What of his own political flaws; that self-justifying stroppiness, and the refusal to compromise which so often seems to leave Galloway stranded on the rockface of left-wing orthodoxy? Doesn't he mind being loathed? ''Only a fool regrets nothing, but I'm not a grey man fearful of putting a foot wrong, or one who calculates the best route for advancing his career. However, the other side of the coin to not being an opportunist is that you do clash, you do offend. Sometimes I have hurt people and I'm sorry for that. I'm not at all one of those who sees an apology as weakness.'' And his successes? Galloway is proud of his long involvement with the Palestinian cause, his sturdy friendship with Yasser Arafat, and the twinning of Nablus with Dundee. Proud, also, that he was one of the first MPs to acknowledge the importance of recognising Sinn Fein. (In 1990 Galloway appeared on a public platform

with Gerry Adams.) For much this he was called treacherous by the media, but the rapprochement now between world leaders and Arafat and Adams is perhaps Galloway's proudest vindication.

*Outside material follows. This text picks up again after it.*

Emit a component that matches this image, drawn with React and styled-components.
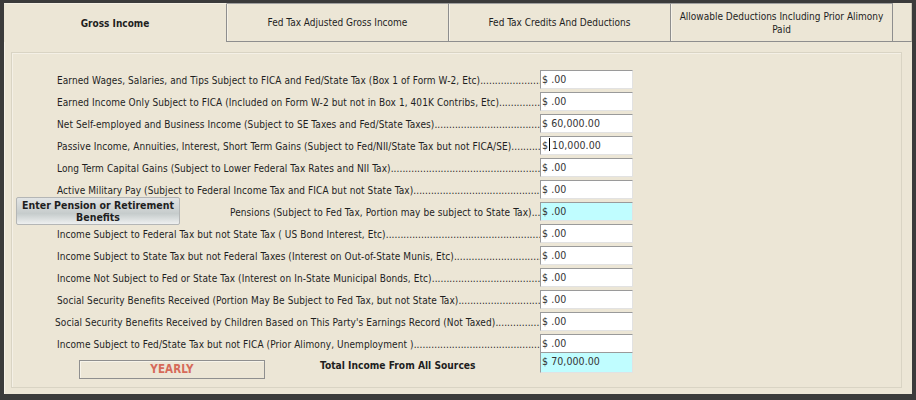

Yet even if he should have gauged public opinion accurately this time, Galloway may never quite obliterate the folk memory of his early, enraging greeting to Saddam Hussein, the one that went: Sir, I salute your courage, your strength, your indefatigability . . . He has always argued that the words were directed towards the fortitude of Iraq's long-suffering citizens but, apart from anything else, the language is not untypical of someone who prefers old-fashioned, political bombast to date-stamped soundbites. And what of that word, maverick? Galloway detests it when journalists pin it on him perjoratively. But if it means a person of independent mind, he'll wear the label with relish. Chambers Dictionary provides another definition: a stray animal without an owner's brand. That's quite a good fit, too. Not just for George Galloway but for the desert's one authentic fox.